Lucas shall take any action authorizing, or in furtherance of, any of the foregoing.

8.

If from any circumstance any holder of this Note shall ever receive interest or any other charges constituting interest, or adjudicated as constituting interest, the amount, if any, which would exceed the Maximum Rate shall be applied to the reduction of the principal amount owing on this Note, and not to the payment of interest; or if such excessive interest exceeds the unpaid balance of principal hereof, the amount of such excessive interest that exceeds the unpaid balance of principal hereof shall be refunded to Lucas. In determining whether or not the interest paid or payable exceeds the Maximum Rate, to the extent permitted by applicable law (i) any non-principal payment shall be characterized as an expense, fee or premium rather than as interest; and (ii) all interest at any time contracted for, charged, received or preserved in connection herewith shall be amortized, prorated, allocated and spread in equal parts during the period of the full stated term of this Note. The term “Maximum Rate” shall mean the maximum rate of interest allowed by applicable federal or state law.

9.

This Note may be executed in several counterparts, each of which is an original. It shall not be necessary in making proof of this Note or any counterpart hereof to produce or account for any of the other counterparts. A copy of this Note signed by one party and faxed or scanned and emailed to another party (as a PDF or similar image file) shall be deemed to have been executed and delivered by the signing party as though an original.

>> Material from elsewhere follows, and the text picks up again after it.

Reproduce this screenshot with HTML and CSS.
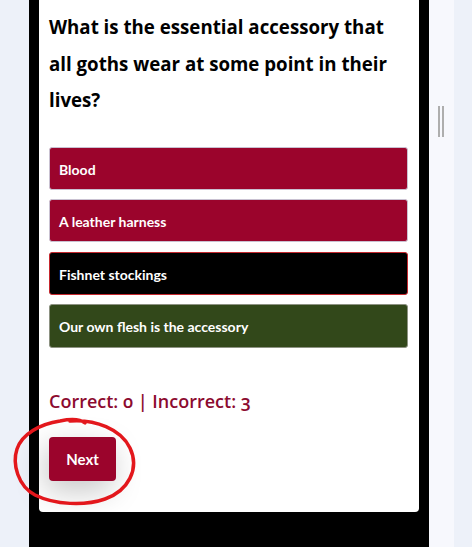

A photocopy or PDF of this Note shall be effective as an original for all purposes.

10.

It is the intention of the parties hereto that the terms and provisions of this Note are to be construed in accordance with and governed by the laws of the State of Texas, except as such laws may be preempted by any federal law controlling the rate of interest which may be charged on account of this Note. The parties hereby consent and agree that, in any actions predicated upon this Note, venue is properly laid in Texas and that the Circuit Court in and for Bexar Country, Texas, shall have full subject matter and personal jurisdiction over the parties to determine all issues arising out of or in connection with the execution and enforcement of this Note.

11.

Every provision of this Note is intended to be severable. If, in any jurisdiction, any term or provision hereof is determined to be invalid or unenforceable, (a) the remaining terms and provisions hereof shall be unimpaired, (b) any such invalidity or unenforceability in any jurisdiction shall not invalidate or render unenforceable such term or provision in any other jurisdiction, and (c) the invalid or unenforceable term or provision shall, for purposes of such jurisdiction, be deemed replaced by a term or provision that is valid and enforceable and that comes closest to expressing the intention of the invalid or unenforceable term or provision. In the event a court of competent jurisdiction determines that any provision of this Note is invalid or against public policy and cannot be so reduced or modified so as to be made enforceable, the remaining provisions of this Note shall not be affected thereby, and shall remain in full force and effect.

12.

No modification, amendment, addition to, or termination of this Note, nor waiver of any of its provisions, shall be valid or enforceable unless in writing and signed by all the parties hereto.

13.

The Note constitutes the entire agreement of the parties regarding the matters contemplated herein, or related thereto, and supersedes all prior and contemporaneous agreements, and understandings of the parties in connection therewith. In this Note, words in the singular include the plural and words in the plural include the singular, and words importing the masculine gender include the feminine and neuter genders.

14.

This Note and the repayment of this Note shall be unsecured by Lucas and Lender shall have no rights to any collateral or security interests in connection herewith or the payment of this Note.

 

 

 

[Remainder of page left intentionally blank. Signature pages follow.]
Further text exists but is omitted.